Should You Allow Participants to Pause Their Involvement?
Some participants fall behind. Life gets in the way... work stress, caregiving, illness and many other unpredictable things that crop-up. And in a decentralised trial, it is easier for people to drift. But instead of counting that as attrition, what if the protocol allowed for a pause?
This post explores that question from operational, ethical, and data quality perspectives:
The Reality of Partial Participation
People often want to stay in a study, they just cannot keep up for a few days or weeks. Without a pause option, the only choices are full withdrawal or informal noncompliance. Neither is great for the study, and both feel rigid.
What a Pause Could Look Like
- Participant marks themselves “on hold” in the app
- Site staff enter a pause code in the CRF
- Data collection tools temporarily stop sending prompts
- Participant is recontacted after a set interval
This is not a dropout, it is a documented pause. I.e. A scheduled gap, a structured option etc.
Benefits
- Retains participants who might otherwise leave permanently
- Improves data integrity by distinguishing missed data from exited status
- Builds trust by respecting participants’ situations
- Gives study teams flexibility without rewriting the whole protocol
Concerns to Address
- Re-engagement might not succeed
- Risk of introducing bias if pause use is uneven across groups
- Statistical methods must account for these windows in analysis
- Study timelines may stretch slightly if many pauses occur
Where This Works Best
- Longitudinal studies (especially behavioral or nutritional)

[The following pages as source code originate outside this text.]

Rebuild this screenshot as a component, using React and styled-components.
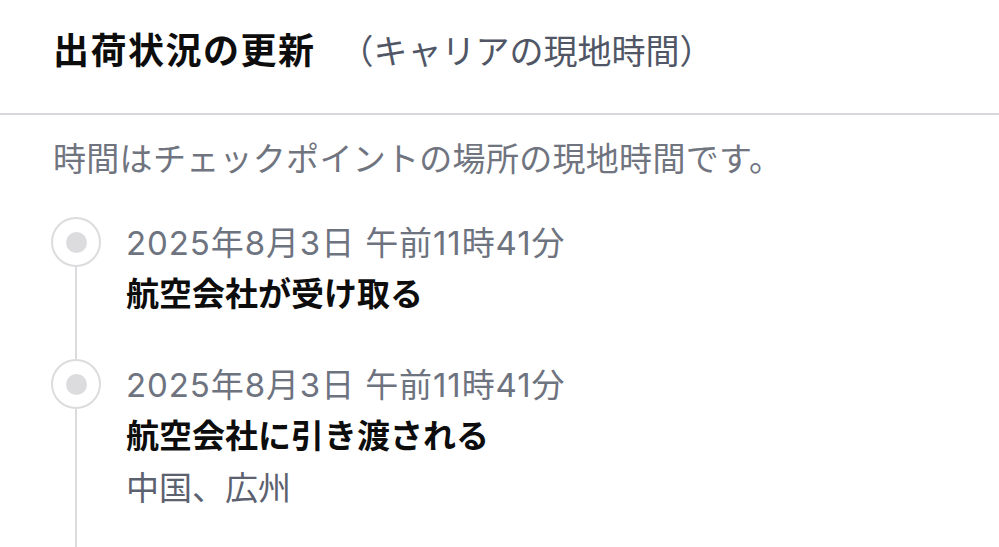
import React from 'react';
import styled, { createGlobalStyle } from 'styled-components';

const GlobalStyle = createGlobalStyle`
  html, body {
    margin: 0;
    padding: 0;
    background: #ffffff;
  }
  body {
    font-family: "Liberation Sans", "Noto Sans CJK JP", sans-serif;
    color: #111111;
    overflow: hidden;
  }
`;

const Page = styled.div`
  width: 999px;
  height: 547px;
  overflow: hidden;
`;

const Header = styled.div`
  display: flex;
  align-items: baseline;
  padding: 26px 0 35px 53px;
  border-bottom: 2px solid #d7d8dd;
  line-height: 52px;
`;

const Title = styled.h1`
  margin: 0;
  font-size: 36px;
  font-weight: 700;
  color: #0d0d0d;
  letter-spacing: 1.5px;
`;

const Subtitle = styled.span`
  margin-left: 24px;
  font-size: 34px;
  color: #505666;
`;

const Body = styled.div`
  padding: 19px 0 0 53px;
`;

const Note = styled.p`
  margin: 0 0 31px;
  font-size: 33px;
  line-height: 52px;
  color: #70747f;
  letter-spacing: 0.3px;
`;

const Timeline = styled.ul`
  list-style: none;
  margin: 0;
  padding: 0;
`;

const Item = styled.li`
  display: grid;
  grid-template-columns: 50px 1fr;
  column-gap: 25px;
  margin-left: -2px;
`;

const Rail = styled.div`
  display: flex;
  flex-direction: column;
  align-items: center;
`;

const Dot = styled.div`
  flex: none;
  width: 50px;
  height: 50px;
  box-sizing: border-box;
  border: 2px solid #dcdcdf;
  border-radius: 50%;
  display: flex;
  align-items: center;
  justify-content: center;

  &::after {
    content: '';
    width: 21px;
    height: 21px;
    border-radius: 50%;
    background: #dcdcdf;
  }
`;

const Line = styled.div`
  flex: 1;
  width: 2px;
  background: #dcdcdf;
`;

const Content = styled.div`
  padding-bottom: ${(p) => (p.$last ? 60 : 38)}px;
  font-size: 33px;
  line-height: 52px;
`;

const Time = styled.div`
  font-family: "Inter", "Noto Sans CJK JP", sans-serif;
  color: #6e7380;
  letter-spacing: 0.9px;
`;

const Event = styled.div`
  font-weight: 700;
  color: #0d0d0d;
`;

const Place = styled.div`
  color: #5c6170;
`;

const events = [
  { id: 1, time: '2025年8月3日 午前11時41分', title: '航空会社が受け取る' },
  { id: 2, time: '2025年8月3日 午前11時41分', title: '航空会社に引き渡される', place: '中国、広州' },
];

const App = () => {
  return (
    <Page>
      <GlobalStyle />
      <Header>
        <Title>出荷状況の更新</Title>
        <Subtitle>（キャリアの現地時間）</Subtitle>
      </Header>
      <Body>
        <Note>時間はチェックポイントの場所の現地時間です。</Note>
        <Timeline>
          {events.map((e, i) => (
            <Item key={e.id}>
              <Rail>
                <Dot />
                <Line />
              </Rail>
              <Content $last={i === events.length - 1}>
                <Time>{e.time}</Time>
                <Event>{e.title}</Event>
                {e.place && <Place>{e.place}</Place>}
              </Content>
            </Item>
          ))}
        </Timeline>
      </Body>
    </Page>
  );
};

export default App;
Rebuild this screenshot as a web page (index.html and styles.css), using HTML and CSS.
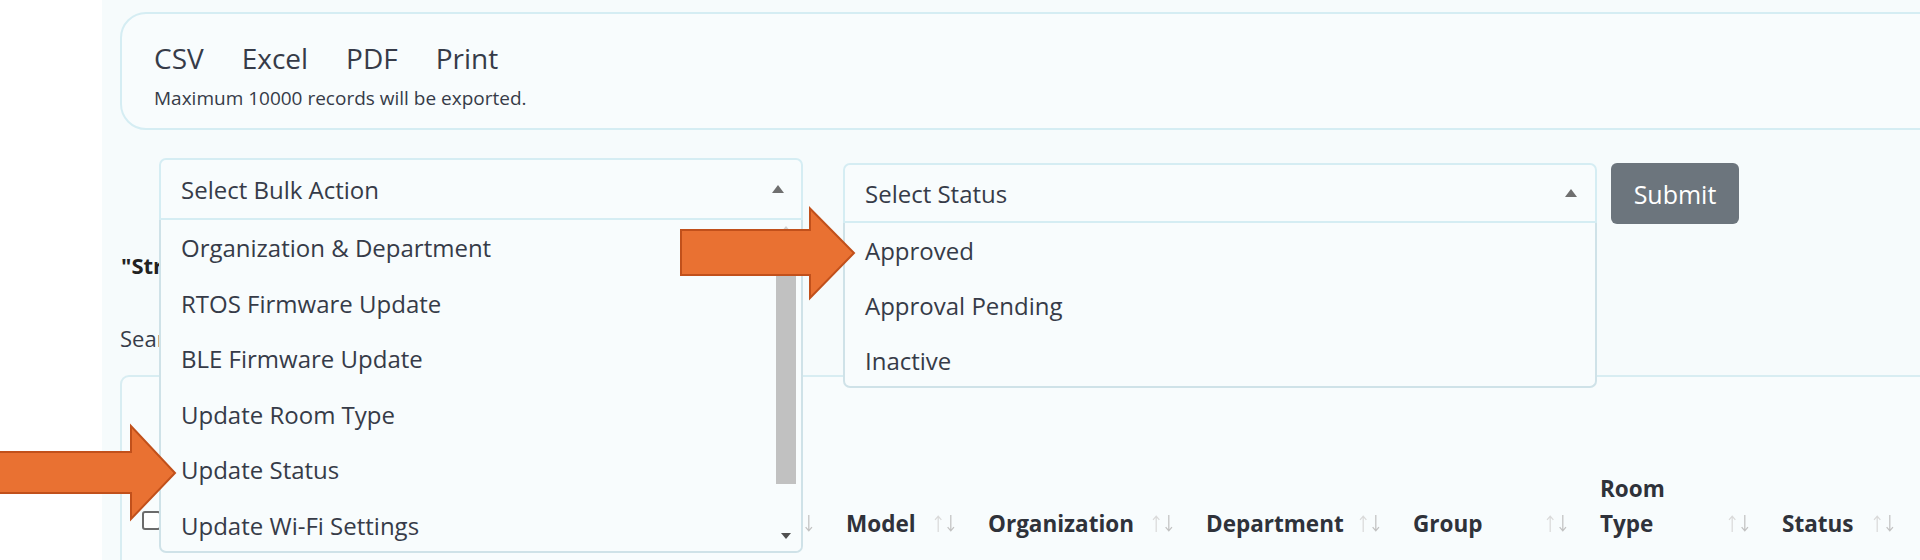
FILE: index.html
```html
<!DOCTYPE html>
<html lang="en">
<head>
<meta charset="utf-8">
<title>Devices</title>
<link rel="stylesheet" href="styles.css">
</head>
<body>
<div class="app">
  <div class="gutter"></div>
  <main class="main">
    <section class="export-card">
      <div class="export-buttons">
        <span class="export-btn">CSV</span>
        <span class="export-btn">Excel</span>
        <span class="export-btn">PDF</span>
        <span class="export-btn">Print</span>
      </div>
      <p class="export-note">Maximum 10000 records will be exported.</p>
    </section>

    <div class="toolbar">
      <div class="select select-bulk">
        <div class="select-head"><span>Select Bulk Action</span><span class="caret"></span></div>
        <div class="select-list list-bulk">
          <ul class="options">
            <li>Organization &amp; Department</li>
            <li>RTOS Firmware Update</li>
            <li>BLE Firmware Update</li>
            <li>Update Room Type</li>
            <li>Update Status</li>
            <li>Update Wi-Fi Settings</li>
            <li>Delete Devices</li>
          </ul>
          <div class="scrollbar">
            <span class="sb-up"></span>
            <span class="sb-thumb"></span>
            <span class="sb-space"></span>
            <span class="sb-down"></span>
          </div>
        </div>
      </div>
      <div class="select select-status">
        <div class="select-head"><span>Select Status</span><span class="caret"></span></div>
        <div class="select-list list-status">
          <ul class="options">
            <li>Approved</li>
            <li>Approval Pending</li>
            <li>Inactive</li>
          </ul>
        </div>
      </div>
      <button class="btn-submit" type="button">Submit</button>
    </div>

    <h2 class="list-title">"Strips" Device List</h2>
    <div class="search">Search:</div>

    <section class="table-card">
      <div class="thead">
        <div class="th th-check"><span class="checkbox"></span></div>
        <div class="th th-name"><span>Device Name</span><svg class="sort" viewBox="0 0 20 18"><path class="up" d="M4 17V2M1 5.5L4 2l3 3.5"/><path class="down" d="M16 1v15M13 12.5l3 3.5 3-3.5"/></svg></div>
        <div class="th th-serial"><span>Serial Number</span><svg class="sort" viewBox="0 0 20 18"><path class="up" d="M4 17V2M1 5.5L4 2l3 3.5"/><path class="down" d="M16 1v15M13 12.5l3 3.5 3-3.5"/></svg></div>
        <div class="th th-model"><span>Model</span><svg class="sort" viewBox="0 0 20 18"><path class="up" d="M4 17V2M1 5.5L4 2l3 3.5"/><path class="down" d="M16 1v15M13 12.5l3 3.5 3-3.5"/></svg></div>
        <div class="th th-org"><span>Organization</span><svg class="sort" viewBox="0 0 20 18"><path class="up" d="M4 17V2M1 5.5L4 2l3 3.5"/><path class="down" d="M16 1v15M13 12.5l3 3.5 3-3.5"/></svg></div>
        <div class="th th-dept"><span>Department</span><svg class="sort" viewBox="0 0 20 18"><path class="up" d="M4 17V2M1 5.5L4 2l3 3.5"/><path class="down" d="M16 1v15M13 12.5l3 3.5 3-3.5"/></svg></div>
        <div class="th th-group"><span>Group</span><svg class="sort" viewBox="0 0 20 18"><path class="up" d="M4 17V2M1 5.5L4 2l3 3.5"/><path class="down" d="M16 1v15M13 12.5l3 3.5 3-3.5"/></svg></div>
        <div class="th th-room"><span>Room<br>Type</span><svg class="sort" viewBox="0 0 20 18"><path class="up" d="M4 17V2M1 5.5L4 2l3 3.5"/><path class="down" d="M16 1v15M13 12.5l3 3.5 3-3.5"/></svg></div>
        <div class="th th-status"><span>Status</span><svg class="sort" viewBox="0 0 20 18"><path class="up" d="M4 17V2M1 5.5L4 2l3 3.5"/><path class="down" d="M16 1v15M13 12.5l3 3.5 3-3.5"/></svg></div>
      </div>
    </section>
  </main>

  <svg class="callout callout-approved" viewBox="0 0 176 93" aria-hidden="true">
    <polygon points="1,23 130,23 130,1.5 174,46 130,91 130,68 1,68"/>
  </svg>
  <svg class="callout callout-status" viewBox="0 0 178 97" aria-hidden="true">
    <polygon points="-5,28 131,28 131,2 175,49 131,95 131,69 -5,69"/>
  </svg>
</div>
</body>
</html>
```

FILE: styles.css
```css
* { box-sizing: border-box; }

html, body {
  margin: 0;
  padding: 0;
  background: #ffffff;
  overflow: hidden;
}

body {
  font-family: "Open Sans", "Noto Sans", sans-serif;
  color: #363b48;
}

.app {
  position: relative;
  display: flex;
  width: 1920px;
  height: 560px;
  overflow: hidden;
}

.gutter {
  width: 102px;
  flex: none;
  background: #ffffff;
}

.main {
  flex: 1;
  min-width: 0;
  background: #f6fbfc;
  padding: 12px 0 0 18px;
}

/* Export card */
.export-card {
  height: 118px;
  margin-right: -40px;
  border: 2px solid #d5edf3;
  border-radius: 26px;
  background: #f8fcfd;
  padding: 26px 0 0 32px;
}

.export-buttons {
  display: flex;
  gap: 38px;
  font-size: 28px;
  line-height: 36px;
  color: #363b48;
}

.export-note {
  margin: 10px 0 0;
  font-size: 19px;
  line-height: 24px;
  color: #363b48;
}

/* Toolbar with selects */
.toolbar {
  display: flex;
  align-items: flex-start;
  margin-top: 28px;
  padding-left: 39px;
  position: relative;
  z-index: 5;
}

.select {
  position: relative;
  font-size: 24px;
}

.select-bulk { width: 644px; }
.select-status { width: 754px; margin-left: 40px; margin-top: 5px; }

.select-head {
  display: flex;
  align-items: center;
  justify-content: space-between;
  border: 2px solid #d5edf3;
  border-radius: 7px 7px 0 0;
  background: #f8fcfd;
  padding: 0 17px 0 20px;
  color: #363b48;
}

.select-bulk .select-head { height: 62px; }
.select-status .select-head { height: 60px; padding-right: 18px; }

.caret {
  width: 0;
  height: 0;
  border-left: 6px solid transparent;
  border-right: 6px solid transparent;
  border-bottom: 8px solid #6f6f6f;
}

.select-list {
  position: absolute;
  top: 100%;
  left: 0;
  right: 0;
  background: #f8fcfd;
  border: 2px solid #cfe2e8;
  border-top: none;
  border-radius: 0 0 7px 7px;
  overflow: hidden;
}

.list-bulk { height: 333px; }
.list-status { height: 165px; }

.options {
  list-style: none;
  margin: 0;
  padding: 0;
}

.options li {
  height: 55.6px;
  line-height: 55.6px;
  padding-left: 20px;
  white-space: nowrap;
  color: #363b48;
}

.list-status .options li {
  height: 55px;
  line-height: 55px;
}

.scrollbar {
  position: absolute;
  top: 0;
  right: 0;
  bottom: 0;
  width: 26px;
  padding-left: 1px;
  display: flex;
  flex-direction: column;
  align-items: flex-start;
  background: #f8fcfd;
}

.sb-up {
  flex: none;
  margin: 6px 0 0 5px;
  width: 0;
  height: 0;
  border-left: 5px solid transparent;
  border-right: 5px solid transparent;
  border-bottom: 6px solid #d0d0d0;
}

.sb-thumb {
  flex: none;
  margin-top: 10px;
  width: 20px;
  height: 242px;
  background: #c1c1c1;
}

.sb-space { flex: 1; }

.sb-down {
  flex: none;
  margin: 0 0 12px 5px;
  width: 0;
  height: 0;
  border-left: 5px solid transparent;
  border-right: 5px solid transparent;
  border-top: 6px solid #505050;
}

.btn-submit {
  margin-left: 14px;
  margin-top: 5px;
  width: 128px;
  height: 61px;
  border: none;
  border-radius: 6px;
  background: #6c757d;
  color: #ffffff;
  font-family: "Open Sans", "Noto Sans", sans-serif;
  font-size: 25px;
  font-weight: 500;
  padding: 0;
}

/* Heading and search */
.list-title {
  margin: 26px 0 0 1px;
  font-size: 22px;
  line-height: 30px;
  font-weight: 700;
  color: #222;
}

.search {
  margin-top: 43px;
  font-size: 22px;
  line-height: 30px;
  color: #363b48;
}

/* Table card */
.table-card {
  margin-top: 22px;
  margin-right: -40px;
  height: 260px;
  border: 2px solid #d8edf2;
  border-radius: 9px;
  background: #f8fcfd;
  padding-top: 94px;
}

.thead {
  display: flex;
  align-items: flex-end;
}

.th {
  display: flex;
  align-items: flex-end;
  justify-content: space-between;
  padding-right: 33px;
  font-size: 22.5px;
  line-height: 35px;
  font-weight: 700;
  color: #2f323a;
  white-space: nowrap;
  flex: none;
}

.th-check { width: 58px; padding: 0 0 0 20px; margin-bottom: 11px; }
.th-name { width: 320px; }
.th-serial { width: 346px; }
.th-model { width: 142px; }
.th-org { width: 218px; }
.th-dept { width: 207px; }
.th-group { width: 187px; }
.th-room { width: 182px; }
.th-status { width: 145px; }

.checkbox {
  display: block;
  width: 19px;
  height: 19px;
  border: 2px solid #6b6b6b;
  border-radius: 3px;
  background: #fff;
}

.sort {
  width: 21px;
  height: 19px;
  margin-bottom: 8px;
  fill: none;
  stroke-width: 1.2;
}

.sort .up { stroke: #dadada; }
.sort .down { stroke: #c2c2c2; }

/* Callout arrows drawn over the screenshot */
.callout {
  position: absolute;
  z-index: 20;
  overflow: visible;
}

.callout polygon {
  fill: #e97132;
  stroke: #c1501b;
  stroke-width: 2;
  stroke-linejoin: miter;
}

.callout-approved {
  left: 680px;
  top: 207px;
  width: 176px;
  height: 93px;
}

.callout-status {
  left: 0;
  top: 424px;
  width: 178px;
  height: 97px;
}
```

- Minimal-risk interventions
- App-based trials where prompts are frequent
In short, any context where life interruptions are expected, and where a pause can preserve more data than it costs.
Implementation Considerations
- Define maximum pause duration
- Limit how often pauses can be used
- Create standard language in consent forms
- Flag re-onboarding tasks if protocol requires them
It is a new mindset: design for continuity, not just completion.